Things appear to be going from bad to worse for the South African Broadcasting Corporation (SABC) financially, as a new report suggests they have hit debts of R100 million, with no way of getting around it.
On Monday it emerged they are now unlikely to broadcast Bafana and Banyana soccer matches because they can’t afford the rights.
This was preceded by reports of a downward spiral that has hit the broadcaster, according to sources inside the SABC camp.
Almost R100 million is owed to 64 companies, according to a City Press report. Sources in the broadcaster claim there are no reserves left, with some producers not getting paid.
A meeting with representatives from the TV production sector, the Independent Producers Organisation, was expected to steer the ship towards calmer financial waters, as July payments were expected to be made around mid-August.
The sources, however, claim the mid-August promise may not hold as Treasury is not willing to guarantee a loan.

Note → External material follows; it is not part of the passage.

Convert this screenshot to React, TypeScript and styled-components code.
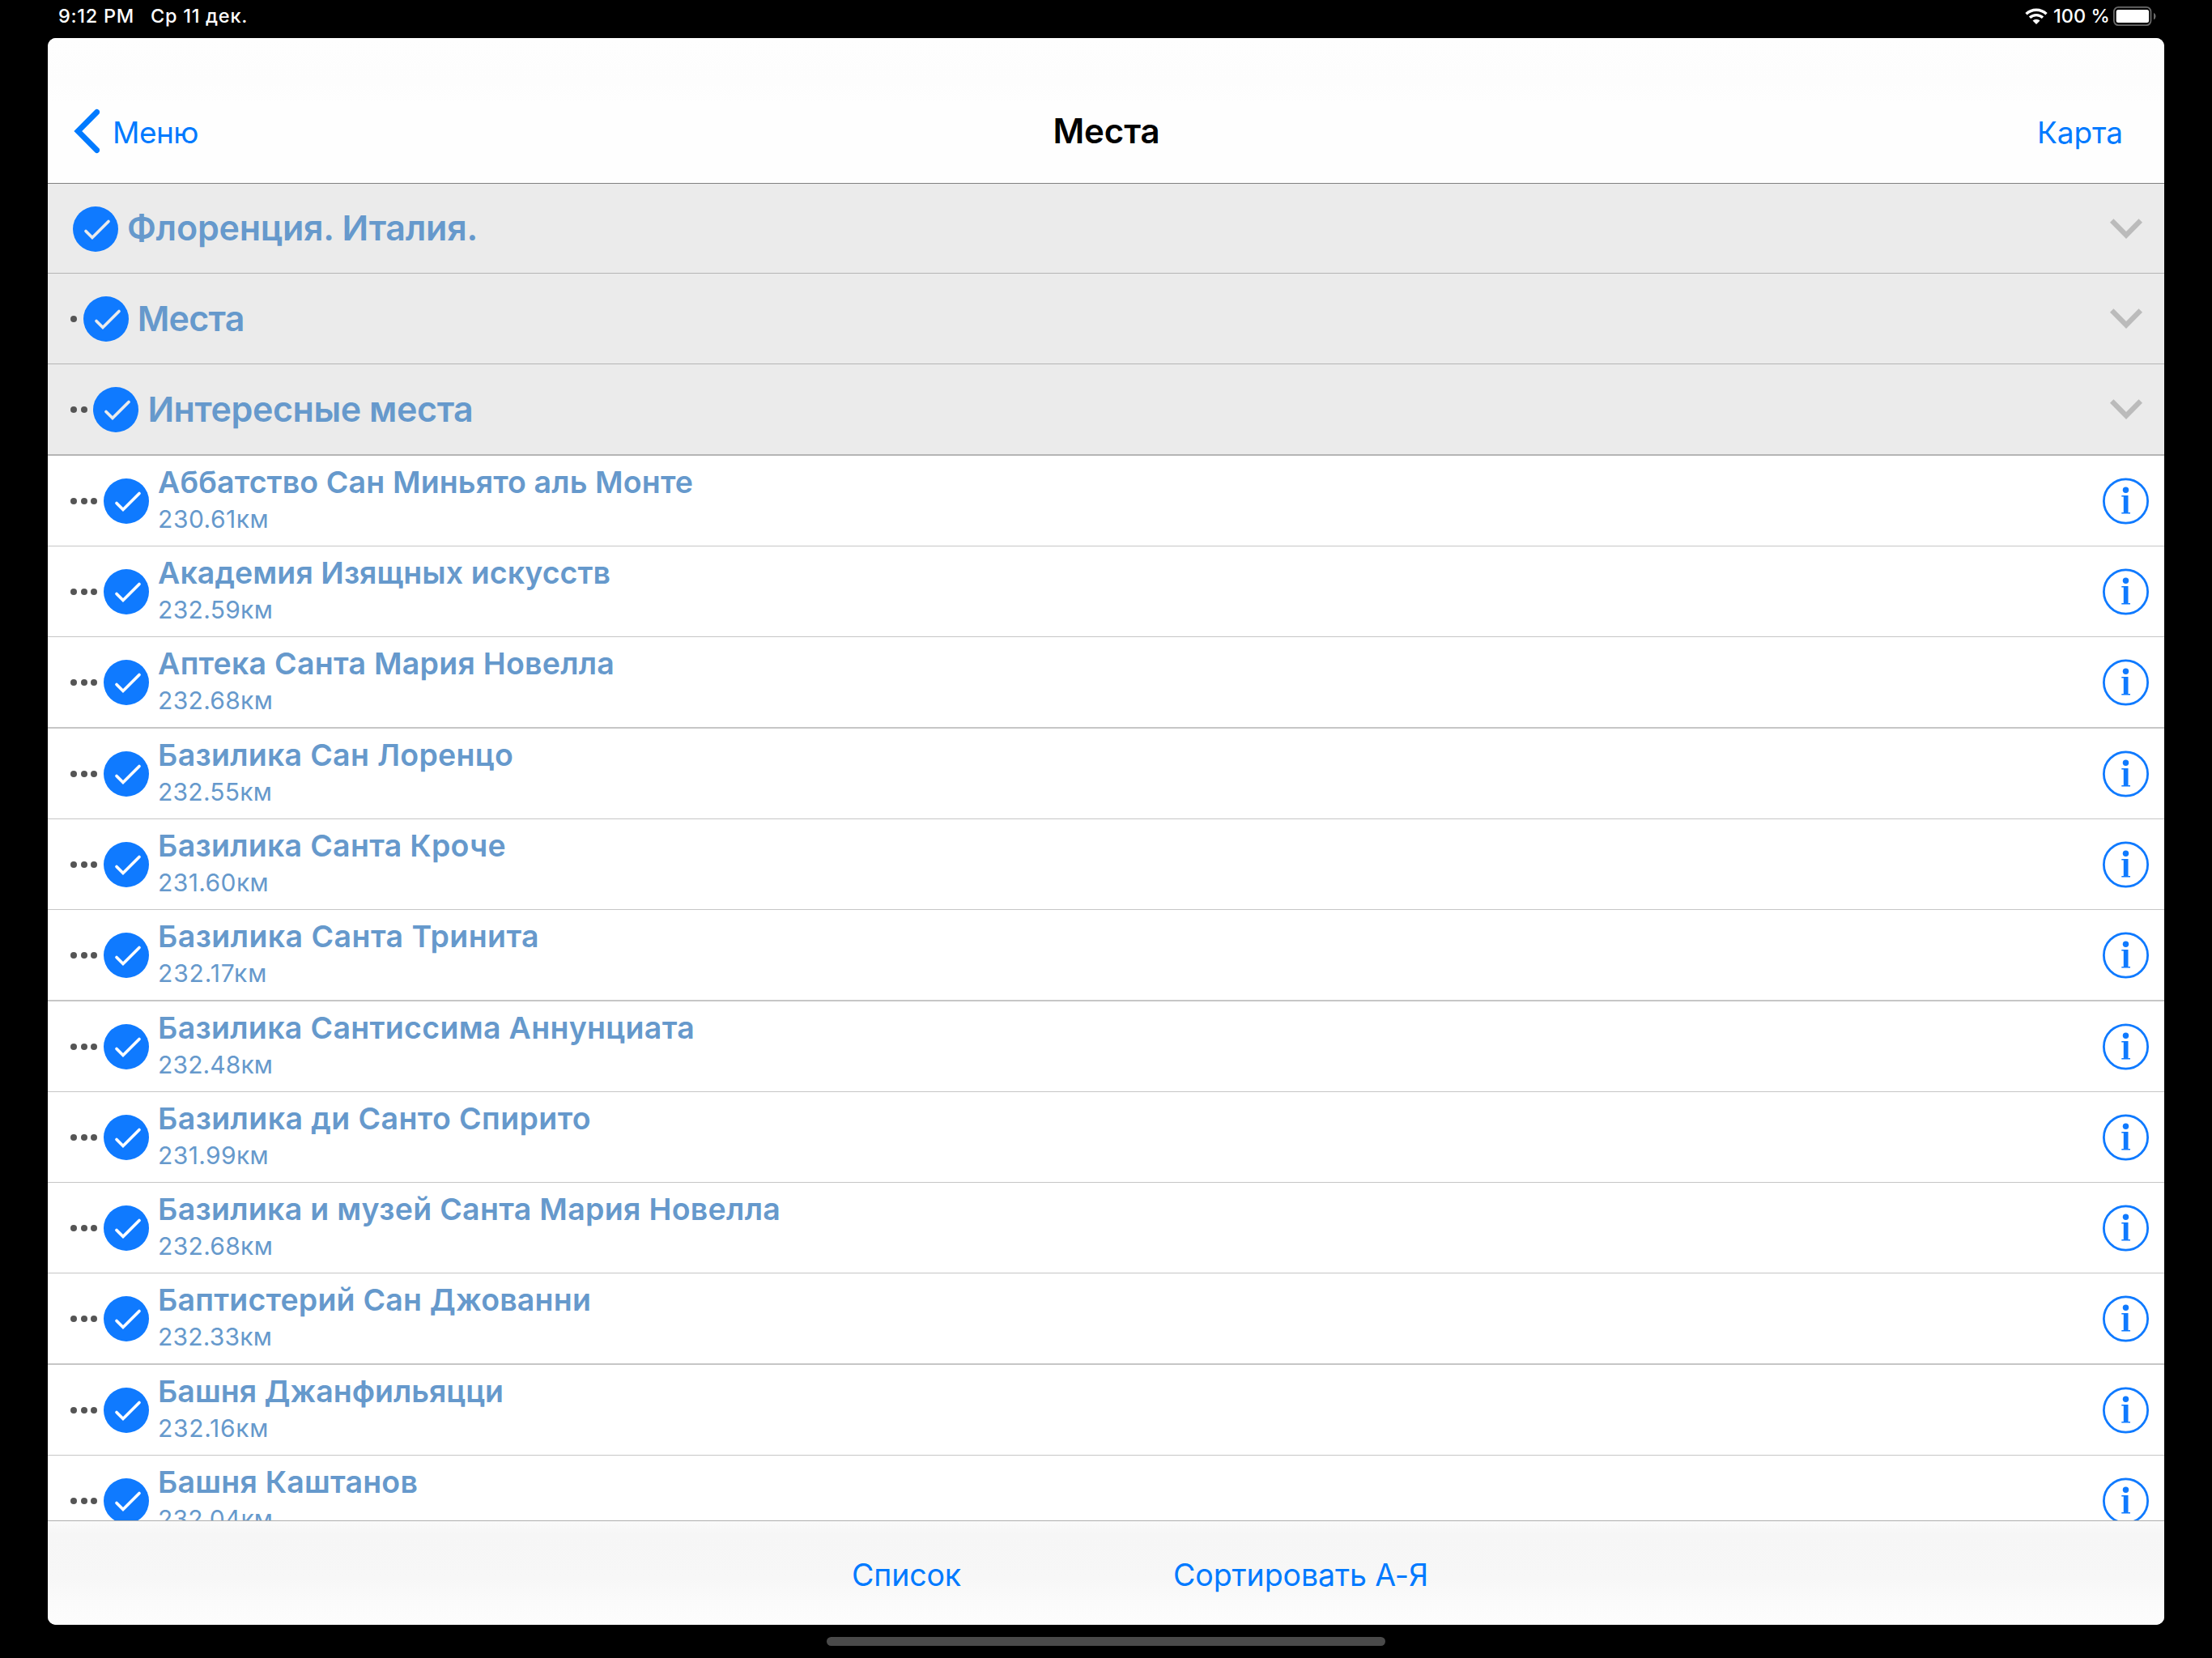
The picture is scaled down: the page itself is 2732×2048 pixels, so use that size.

A series of poor decisions during Hlaudi Motsoeneng’s reign are believed to be the reason behind the downward cash flow challenge – an idea seconded by media consultant Britta Reid.
Advertisers were affected by political interference from management and by Motsoeneng’s decision to implement a 90% local music quota on all SABC radio stations and 80% local content quota on TV channel SABC3.
That was when advertisers began pulling out, a situation that was exacerbated by the hurried implementation of a new advertising management system called Landmark.
The SABC bled around R300 million at the time, with conflicts with advertisers sprouting from then on.
True to form, Motsoeneng has offered to return to the ailing broadcaster to help “fix it”.